Pas demain? Ok, mais hier? Hier… Enfin, il y a quelques jours. L’équipe nationale de football surnommée l’Albiceleste a remporté brillamment… la Coupe du Monde. Au dépens du tenant du titre: la France. Vous me direz que cela n’a rien à voir. Eh bien si, justement, l’euphorie, le lâcher-prise, la confiance… LA CONFIANCE, voilà ce qu’il manque à ce pays. Une étude a prouvé que les vainqueurs de la Coupe du Monde de football ont tous connu un élan économique non négligeable dans les 2 années qui ont suivi le sacre de leur équipe nationale. L’Argentine n’y échappera pas. Les gouvernants argentins le savent.

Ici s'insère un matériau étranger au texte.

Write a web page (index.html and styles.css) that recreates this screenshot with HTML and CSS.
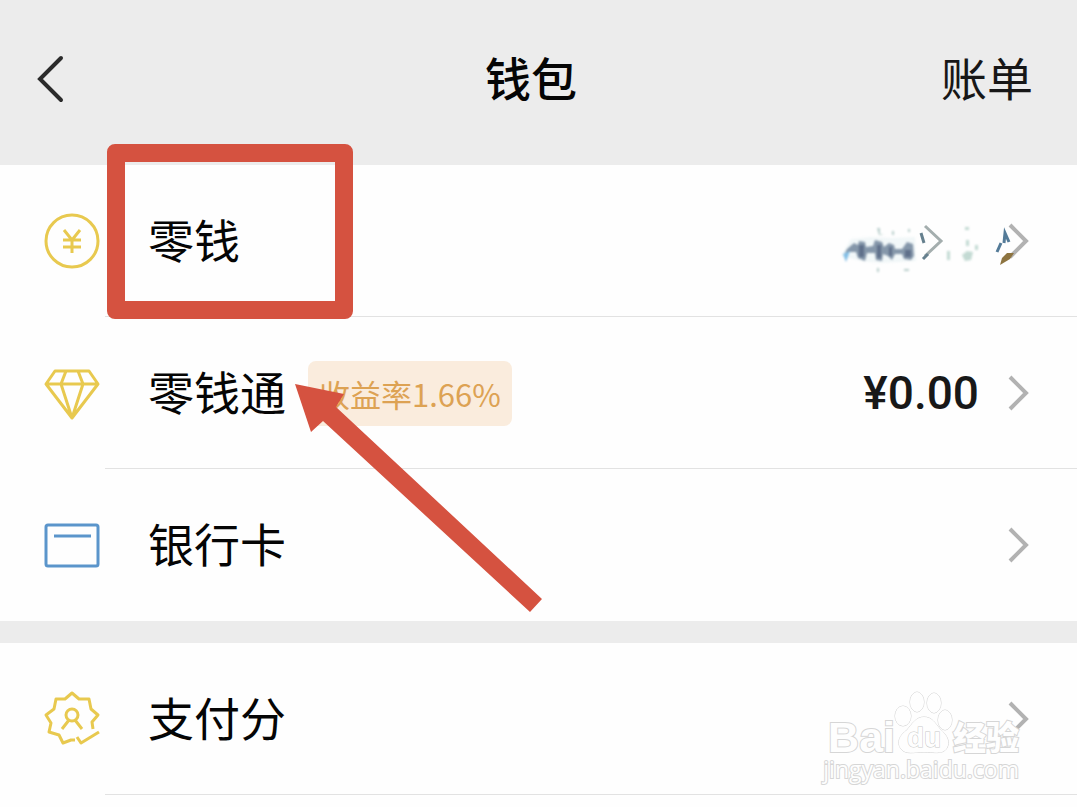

Et si le sport sortait ce peuple tant martyrisé par l’histoire de cette torpeur? Et si les liasses de dollars, bien cachées sous les commodes, se décidaient enfin à sortir de cette pénombre? On ne peut que le souhaiter aux argentins. Le destin sportif leur a tendu la main… Alors messieurs-dames les argentins, saisissez votre chance car les français ne vous la laisseront pas une nouvelle fois dans 4 années.